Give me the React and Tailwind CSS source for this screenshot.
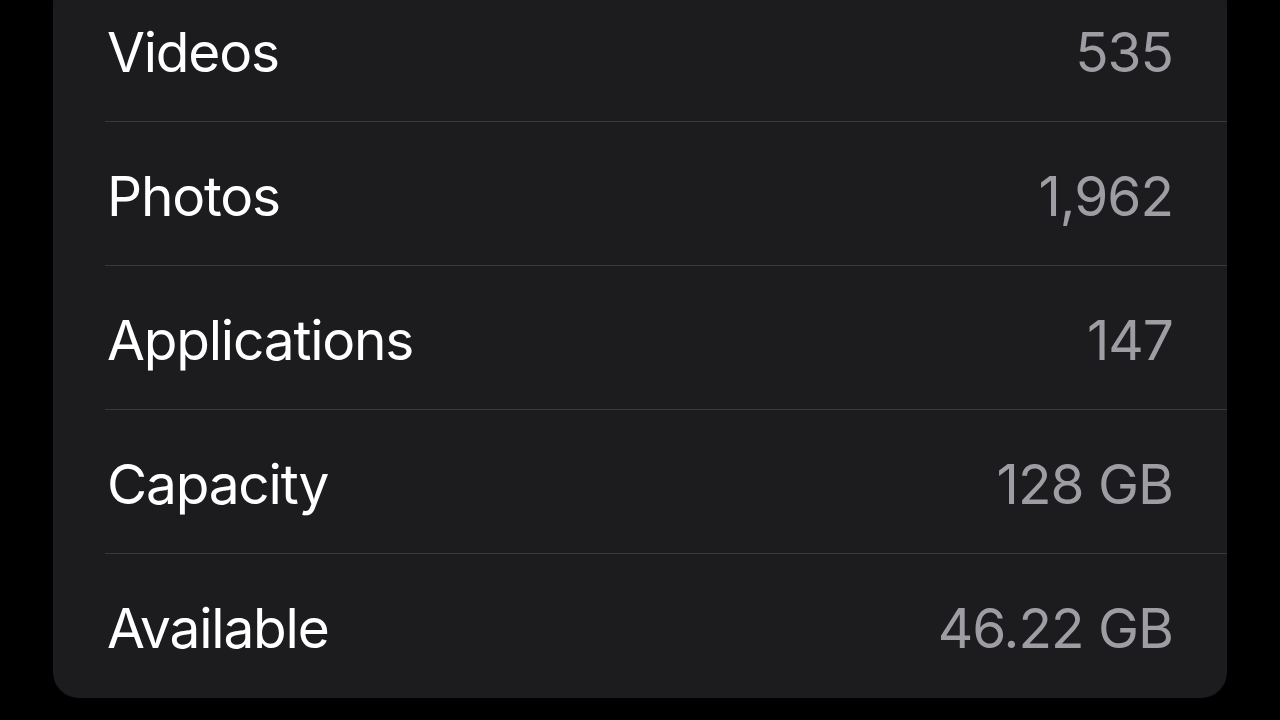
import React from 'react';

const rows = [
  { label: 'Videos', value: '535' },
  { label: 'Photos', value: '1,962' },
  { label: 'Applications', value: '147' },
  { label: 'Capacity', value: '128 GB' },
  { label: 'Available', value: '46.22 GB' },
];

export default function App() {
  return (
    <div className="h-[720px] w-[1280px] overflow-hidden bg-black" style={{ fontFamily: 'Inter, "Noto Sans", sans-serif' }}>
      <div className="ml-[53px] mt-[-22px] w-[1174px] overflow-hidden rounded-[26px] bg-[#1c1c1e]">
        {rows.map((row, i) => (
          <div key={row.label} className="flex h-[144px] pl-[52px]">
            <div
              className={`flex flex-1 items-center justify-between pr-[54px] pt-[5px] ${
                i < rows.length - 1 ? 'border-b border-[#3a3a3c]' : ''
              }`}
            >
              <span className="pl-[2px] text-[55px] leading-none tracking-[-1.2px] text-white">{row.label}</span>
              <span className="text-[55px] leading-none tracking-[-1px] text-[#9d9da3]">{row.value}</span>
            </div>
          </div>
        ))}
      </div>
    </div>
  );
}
+-------+
WHAT THE TASK REQUIRES: Without the pictures, repeat the listing above exactly.

TASK ANSWER:
Give me the React and Tailwind CSS source for this screenshot.
import React from 'react';

const rows = [
  { label: 'Videos', value: '535' },
  { label: 'Photos', value: '1,962' },
  { label: 'Applications', value: '147' },
  { label: 'Capacity', value: '128 GB' },
  { label: 'Available', value: '46.22 GB' },
];

export default function App() {
  return (
    <div className="h-[720px] w-[1280px] overflow-hidden bg-black" style={{ fontFamily: 'Inter, "Noto Sans", sans-serif' }}>
      <div className="ml-[53px] mt-[-22px] w-[1174px] overflow-hidden rounded-[26px] bg-[#1c1c1e]">
        {rows.map((row, i) => (
          <div key={row.label} className="flex h-[144px] pl-[52px]">
            <div
              className={`flex flex-1 items-center justify-between pr-[54px] pt-[5px] ${
                i < rows.length - 1 ? 'border-b border-[#3a3a3c]' : ''
              }`}
            >
              <span className="pl-[2px] text-[55px] leading-none tracking-[-1.2px] text-white">{row.label}</span>
              <span className="text-[55px] leading-none tracking-[-1px] text-[#9d9da3]">{row.value}</span>
            </div>
          </div>
        ))}
      </div>
    </div>
  );
}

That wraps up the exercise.